Suma coherencia
No me ha sorprendido que el partido político español Podemos evitara debatir sobre la decisión del Tribunal Supremo de Justicia de Venezuela, de despojar de sus competencias a la Asamblea Nacional. Ya otras veces la tolda de Pablo Iglesias tragó grueso exabruptos cometidos por el gobierno de Nicolás Maduro y no eructó. Esta vez, después…
No me ha sorprendido que el partido político español Podemos evitara debatir sobre la decisión del Tribunal Supremo de Justicia de Venezuela, de despojar de sus competencias a la Asamblea Nacional. Ya otras veces la tolda de Pablo Iglesias tragó grueso exabruptos cometidos por el gobierno de Nicolás Maduro y no eructó.
Esta vez, después de escoger el silencio cómplice, miembros de la dirección de Podemos mostraron incomodidad con el proceder de los jueces del TSJ. Guao. Incluso evaluaron endurecer su pronunciamiento público contra esa medida. Y -aunque no llegaron a hacerlo- se lo hicieron saber informalmente a sus aliados venezolanos.
Resulta interesante que un partido político que ganó ventaja en España sobre los hombros de los resentimientos de los indignados, en contra de una “casta usurpadora y corrupta’’, se abstenga de señalar errores que cometen sus compinches del otro lado del Atlántico. Exabruptos groseros, de esos que rompen el orden constitucional de un país, y despiertan alarma en todo el planeta.
De muchas maneras, las inconsistencias de Podemos frente al gobierno de Nicolás Maduro, y la de muchos políticos de izquierda universales frente a la metástasis que ha crecido en Venezuela en 17 años de destrucción de la institucionalidad y saqueo salvaje de las arcas, están relacionadas con un mito fundacional.
Ocurrió en 1847 y fue conjurado por un grupo de exilados alemanes que se encontraban en Londres. Se hacían llamar la Liga de los Justos. Necesitaban un texto que fundara un poder político. Ya tenía la ideología, que era el comunismo. Y los redactores escogidos fueron dos personajes que vivían en Bruselas: Marx y Engels.
Se demoraron unos meses en entregar el Manifiesto Comunista, uno de los textos fundacionales -junto a El Capital– del marxismo. Allí establecieron que en la sociedad se desarrolla una lucha de clases entre oprimidos y opresores. Ese texto hace un llamado a romper las cadenas que atan a los oprimidos. Por eso deben unirse todos los trabajadores del planeta.
El texto no pasó de cuarenta páginas. Pero su vocación era incendiaria. No hubo idioma al que no fuera traducido. Ni millones de ejemplares que no repartieran en todos los rincones del planeta.
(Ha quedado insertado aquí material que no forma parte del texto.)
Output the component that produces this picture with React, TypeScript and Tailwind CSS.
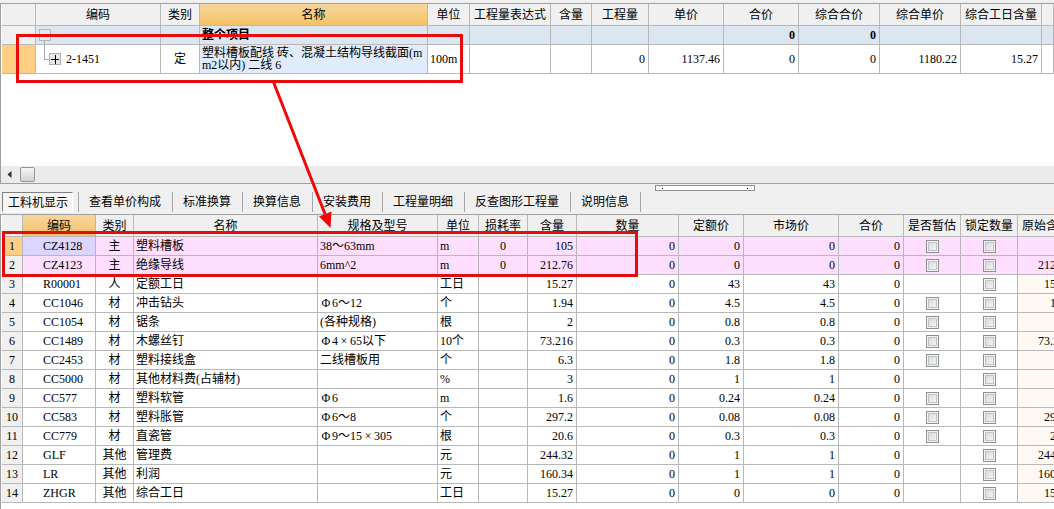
import { useState } from "react";

type Align = "left" | "center" | "right";

const alignClass: Record<Align, string> = {
  left: "text-left pl-[2px]",
  center: "text-center",
  right: "text-right pr-[3px]",
};

const cell = "border-r border-b border-[#b8b8b8] p-0 whitespace-nowrap overflow-hidden";
const headCell = "border-r border-b border-[#b8b8b8] p-0 font-normal whitespace-nowrap text-center";
const plainHead = "bg-[#f0f0f0]";
const activeHead = "bg-linear-to-b from-[#f7d79d] to-[#f3c265]";

const topColumns = [
  { title: "", width: "w-[34px]" },
  { title: "编码", width: "w-[125px]" },
  { title: "类别", width: "w-[39px]" },
  { title: "名称", width: "w-[228px]", active: true },
  { title: "单位", width: "w-[42px]" },
  { title: "工程量表达式", width: "w-[81px]" },
  { title: "含量", width: "w-[41px]" },
  { title: "工程量", width: "w-[57px]" },
  { title: "单价", width: "w-[75px]" },
  { title: "合价", width: "w-[75px]" },
  { title: "综合合价", width: "w-[81px]" },
  { title: "综合单价", width: "w-[81px]" },
  { title: "综合工日含量", width: "w-[81px]" },
  { title: "", width: "" },
];

const summaryValues = ["", "", "", "", "", "0", "0", "", "", ""];
const itemValues = ["", "", "0", "1137.46", "0", "0", "1180.22", "15.27", ""];

const tabs = ["查看单价构成", "标准换算", "换算信息", "安装费用", "工程量明细", "反查图形工程量", "说明信息"];

const bottomColumns: { title: string; width: string; align: Align; active?: boolean }[] = [
  { title: "", width: "w-[21px]", align: "center" },
  { title: "编码", width: "w-[73px]", align: "left", active: true },
  { title: "类别", width: "w-[38px]", align: "center" },
  { title: "名称", width: "w-[184px]", align: "left" },
  { title: "规格及型号", width: "w-[120px]", align: "left" },
  { title: "单位", width: "w-[41px]", align: "left" },
  { title: "损耗率", width: "w-[49px]", align: "center" },
  { title: "含量", width: "w-[49px]", align: "right" },
  { title: "数量", width: "w-[102px]", align: "right" },
  { title: "定额价", width: "w-[65px]", align: "right" },
  { title: "市场价", width: "w-[95px]", align: "right" },
  { title: "合价", width: "w-[65px]", align: "right" },
  { title: "是否暂估", width: "w-[57px]", align: "center" },
  { title: "锁定数量", width: "w-[57px]", align: "center" },
  { title: "原始含量", width: "w-[57px]", align: "right" },
];

interface Material {
  code: string;
  kind: string;
  name: string;
  spec: string;
  unit: string;
  loss: string;
  amount: string;
  price: string;
  estimable: boolean;
  original: string;
}

const m = (
  code: string, kind: string, name: string, spec: string, unit: string,
  loss: string, amount: string, price: string, estimable: boolean, original: string,
): Material => ({ code, kind, name, spec, unit, loss, amount, price, estimable, original });

const materials: Material[] = [
  m("CZ4128", "主", "塑料槽板", "38～63mm", "m", "0", "105", "0", true, ""),
  m("CZ4123", "主", "绝缘导线", "6mm^2", "m", "0", "212.76", "0", true, "212.76"),
  m("R00001", "人", "定额工日", "", "工日", "", "15.27", "43", false, "15.27"),
  m("CC1046", "材", "冲击钻头", "Φ6～12", "个", "", "1.94", "4.5", true, "1.94"),
  m("CC1054", "材", "锯条", "(各种规格)", "根", "", "2", "0.8", true, ""),
  m("CC1489", "材", "木螺丝钉", "Φ4×65以下", "10个", "", "73.216", "0.3", true, "73.216"),
  m("CC2453", "材", "塑料接线盒", "二线槽板用", "个", "", "6.3", "1.8", true, ""),
  m("CC5000", "材", "其他材料费(占辅材)", "", "%", "", "3", "1", false, ""),
  m("CC577", "材", "塑料软管", "Φ6", "m", "", "1.6", "0.24", true, ""),
  m("CC583", "材", "塑料胀管", "Φ6～8", "个", "", "297.2", "0.08", true, "297.2"),
  m("CC779", "材", "直瓷管", "Φ9～15×305", "根", "", "20.6", "0.3", true, "20.6"),
  m("GLF", "其他", "管理费", "", "元", "", "244.32", "1", false, "244.32"),
  m("LR", "其他", "利润", "", "元", "", "160.34", "1", false, "160.34"),
  m("ZHGR", "其他", "综合工日", "", "工日", "", "15.27", "0", false, "15.27"),
];

function Spec({ text }: { text: string }) {
  return (
    <>
      {text.split(/([Φ×])/).map((part, i) =>
        part === "Φ" || part === "×" ? (
          <span key={i} className="inline-block w-3 text-center">{part}</span>
        ) : (
          part
        ),
      )}
    </>
  );
}

function GridCheckbox({ label }: { label: string }) {
  return (
    <input
      type="checkbox"
      aria-label={label}
      className="mx-auto block size-[13px] appearance-none border border-[#8e8f8f] bg-linear-to-br from-[#d2d5d8] to-[#fafafa] shadow-[inset_0_0_0_1px_#f4f4f4,inset_0_0_0_2px_#c0c3c6] checked:from-[#4b6ea8] checked:to-[#4b6ea8]"
    />
  );
}

function TopGrid() {
  return (
    <table className="w-full table-fixed border-separate border-spacing-0">
      <colgroup>
        {topColumns.map((c, i) => <col key={i} className={c.width} />)}
      </colgroup>
      <thead>
        <tr className="h-[22px]">
          {topColumns.map((c, i) => (
            <th key={i} className={`${headCell} ${c.active ? activeHead : plainHead}`}>{c.title}</th>
          ))}
        </tr>
      </thead>
      <tbody>
        <tr className="h-[19px] bg-[#dce6f0] font-bold">
          <td className={`${cell} bg-[#f0f0f0]`} />
          <td className={cell}>
            <button type="button" aria-label="折叠" className="block">
              <svg width="20" height="18" viewBox="0 0 20 18" shapeRendering="crispEdges" fill="none">
                <rect x="3.5" y="3.5" width="11" height="11" fill="#e6e8ea" stroke="#b4b8bc" />
                <path d="M6 9.5h7" stroke="#b0b4b8" />
                <path d="M8.5 15v3" stroke="#a8a8a8" />
              </svg>
            </button>
          </td>
          <td className={cell} />
          <td className={`${cell} pl-[2px]`}>整个项目</td>
          {summaryValues.map((v, i) => (
            <td key={i} className={`${cell} pr-[3px] text-right`}>{v}</td>
          ))}
        </tr>
        <tr className="h-[29px]">
          <td className={`${cell} bg-[#fdce84]`} />
          <td className={cell}>
            <button type="button" className="flex items-center gap-[5px]">
              <svg width="25" height="28" viewBox="0 0 25 28" shapeRendering="crispEdges" fill="none">
                <path d="M8.5 0v14.5H13" stroke="#a8a8a8" />
                <rect x="13.5" y="8.5" width="11" height="11" fill="#e8e8e8" stroke="#b0b0b0" />
                <path d="M15 14.5h8M19.5 10v9" stroke="#000" strokeWidth="1" />
              </svg>
              2-1451
            </button>
          </td>
          <td className={`${cell} text-center`}>定</td>
          <td className={`${cell} bg-[#e0ecfd] pl-[2px] leading-3`}>
            塑料槽板配线 砖、混凝土结构导线截面(m<br />m2以内) 二线 6
          </td>
          <td className={`${cell} pl-[2px]`}>100m</td>
          {itemValues.map((v, i) => (
            <td key={i} className={`${cell} pr-[3px] text-right`}>{v}</td>
          ))}
        </tr>
      </tbody>
    </table>
  );
}

function MaterialGrid() {
  return (
    <table className="w-[1073px] min-w-full table-fixed border-separate border-spacing-0">
      <colgroup>
        {bottomColumns.map((c, i) => <col key={i} className={c.width} />)}
      </colgroup>
      <thead>
        <tr className="h-[22px]">
          {bottomColumns.map((c, i) => (
            <th key={i} className={`${headCell} ${c.active ? activeHead : plainHead}`}>{c.title}</th>
          ))}
        </tr>
      </thead>
      <tbody>
        {materials.map((r, row) => {
          const main = r.kind === "主";
          const values = [
            row + 1, r.code, r.kind, r.name, <Spec text={r.spec} />, r.unit, r.loss, r.amount, "0",
            r.price, r.price, "0",
            r.estimable ? <GridCheckbox label={`${r.name} 是否暂估`} /> : "",
            <GridCheckbox label={`${r.name} 锁定数量`} />,
            r.original,
          ];
          return (
            <tr key={r.code} className={`h-[19px] ${main ? "bg-[#ffdfff]" : "bg-white"}`}>
              {values.map((v, i) => {
                let extra = alignClass[bottomColumns[i].align];
                if (i === 0) extra += row === 0 ? " bg-[#fdce84]" : " bg-[#f0f0f0]";
                if (i === 1) extra = row === 0 ? "text-left pl-5 bg-[#dcd6ff]" : "text-left pl-5";
                if (i === 14 && !main) extra += " bg-[#fff9f5]";
                return <td key={i} className={`${cell} ${extra}`}>{v}</td>;
              })}
            </tr>
          );
        })}
      </tbody>
    </table>
  );
}

export default function App() {
  const [active, setActive] = useState("工料机显示");
  return (
    <div className="relative flex min-h-screen flex-col overflow-hidden bg-[#f0f0f0] pt-[3px] font-['Liberation_Serif','Noto_Sans_CJK_SC',serif] text-[12px] leading-4 text-black">
      <section className="border-y border-l border-[#a0a0a0] bg-white">
        <div className="min-h-[162px] pl-px">
          <TopGrid />
        </div>
        <div className="flex h-[17px] items-center bg-[#ebebeb] pl-[6px]">
          <button type="button" aria-label="向左滚动" className="mr-2 flex h-4 w-[5px] items-center">
            <svg width="5" height="7" viewBox="0 0 5 7"><path d="M4.5 0v7L0.5 3.5z" fill="#303030" /></svg>
          </button>
          <div className="h-[15px] w-[15px] rounded-xs border border-[#959595] bg-linear-to-b from-[#f6f6f6] to-[#d2d2d2]" />
        </div>
      </section>

      <nav className="relative flex h-[30px] items-end overflow-hidden pb-[2px] pl-[2px]">
        <button
          type="button"
          onClick={() => setActive("工料机显示")}
          aria-pressed={active === "工料机显示"}
          className="h-[20px] border border-t-[#808080] border-r-white border-b-white border-l-[#808080] bg-[#f5f5f5] pt-[2px] pr-1 pl-[5px] whitespace-nowrap"
        >
          工料机显示
        </button>
        <div className="ml-[5px] h-[20px] w-px bg-[#a8a8a8]" />
        {tabs.map((t) => (
          <button
            key={t}
            type="button"
            onClick={() => setActive(t)}
            aria-pressed={active === t}
            className="h-[20px] border-r border-[#a8a8a8] pr-[11px] pl-[10px] whitespace-nowrap"
          >
            {t}
          </button>
        ))}
        <div className="absolute top-px left-[655px] flex h-[6px] w-[100px] items-center justify-between border border-[#909090] bg-white px-[6px]">
          <span className="size-px bg-black" />
          <span className="size-px bg-black" />
        </div>
      </nav>

      <section className="grow overflow-hidden border-t border-l border-[#a0a0a0] bg-white pl-px">
        <MaterialGrid />
      </section>

      <svg className="pointer-events-none absolute top-0 left-0" width="1054" height="509" viewBox="0 0 1054 509" fill="none" aria-hidden="true">
        <rect x="17.5" y="35.5" width="444" height="46" stroke="#e60c0c" strokeWidth="3" />
        <rect x="3.5" y="232.5" width="633" height="43" stroke="#e60c0c" strokeWidth="3" />
        <path d="M273.5 82L325 214" stroke="#f00808" strokeWidth="3" />
        <path d="M330.5 228L319 216.5L331.5 211.5z" fill="#f00808" />
      </svg>
    </div>
  );
}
Siempre me ha llamado la atención quiénes eran Marx y Engels en ese momento. Ya habían escrito dos libros juntos, La ideología alemana y La sagrada familia, donde destrozaron el capitalismo. Sin embargo, Engels poseía una sociedad textil en Manchester, con la que pudo ayudar a su compañero de escritura e incluso dejar una herencia.
Marx era un intelectual que se convirtió en un emblema de la clase obrera. Pero nadie nunca lo vio en la calle junto a los desposeídos del mundo. Lejos de las confrontaciones callejeras, de las armas y de los oficios manuales, lo suyo era escribir. Y en esa época su literatura era una condena a la pobreza. Eso fue lo que conoció su esposa y sus siete hijos.
Tan paradójica fue la vida de Marx que cierta vez Oriana Fallaci, consultada por un presentador de televisión sobre qué personaje de la historia le hubiera gustado entrevistar, respondió que el autor de El Capital.
Le hubiera gustado preguntarle sobre como trataba a su esposa. Y sobre cómo le aplicaba a ella su tratado de la plusvalía. Porque según la periodista italiana la trataba como un señor feudal a sus esclavos.